I can’t know for sure whether Aaron Henry was the first person of color to lecture at the university, but the campus paper certainly thought so and made of it a very notable event. One of my students—whose relatives were reputed to be Klansmen—asked whether he could sit in a chair in the hall and listen to Henry lecture through the open door. His religion, he explained, precluded him from being present at an event at which a black person was in a role of authority. I told him it would be up to Mr. Henry, who agreed to this “separation” with a ready smile.

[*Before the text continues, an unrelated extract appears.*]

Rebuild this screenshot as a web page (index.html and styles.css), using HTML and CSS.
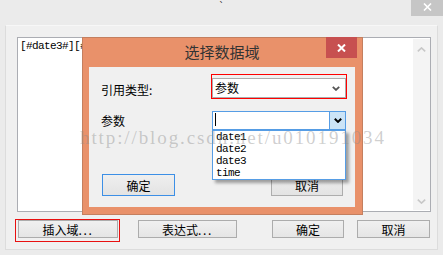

It seemed at the time a historic event, which is probably why I still have that old newspaper. Now, on the day of the appearance on the campus of candidate Barack Obama, I am amazed at how close and how far away that Oxford of the 1960s really seems. One other event from that time is equally vivid: In the spring of our second and final year at Ole Miss, Martin Luther King Jr. was killed in Memphis, Tenn.,  80 miles to the north. The Mississippi state government kept its flags flying proudly at full mast. When black students at the university insisted the campus lower its American flag to half-mast, University officials sought to avoid “taking sides” by removing the flag altogether and leaving the pole bare.

In response, black students hoisted an American flag back onto the pole and stationed it at half mast. Reports circulated that rural whites with guns were headed to the campus to raise it forcibly to the top of the pole. Black students stood guard through the night. I had composed a guest editorial as a tribute to King for the student newspaper, but because of the concern over the possibility of campus violence, the university was closed and the newspaper did not print that day.

What I had wanted to explain to the campus about King was drawn from an observation by one of my Yale professors, the late Charles L. Black Jr., that the tragedy of Southern race relations is drawn from that prima materia of tragedy: “the failure to recognize kinship.” King had felt the bond of kinship between Southern whites and blacks, and he understood that his work could help liberate the entire South from the grasp of segregation. As I tried to explain to my Mississippi students, King came not to defeat but to redeem his white brothers and sisters.

Sen. Barack Obama comes to Oxford tonight in a far more exalted role than Aaron Henry did in his appearance as a guest lecturer 40 years ago. But while the fact of his race is no longer front-page news, I am nevertheless struck by the thread that connects both appearances. Tonight’s visit to the home of the Ole Miss Rebels by a person of color seeking the presidency of the United States is just one more step on a journey of redemption for Americans, both white and black. The fact that his race is not front-page news tells me we are on the right track.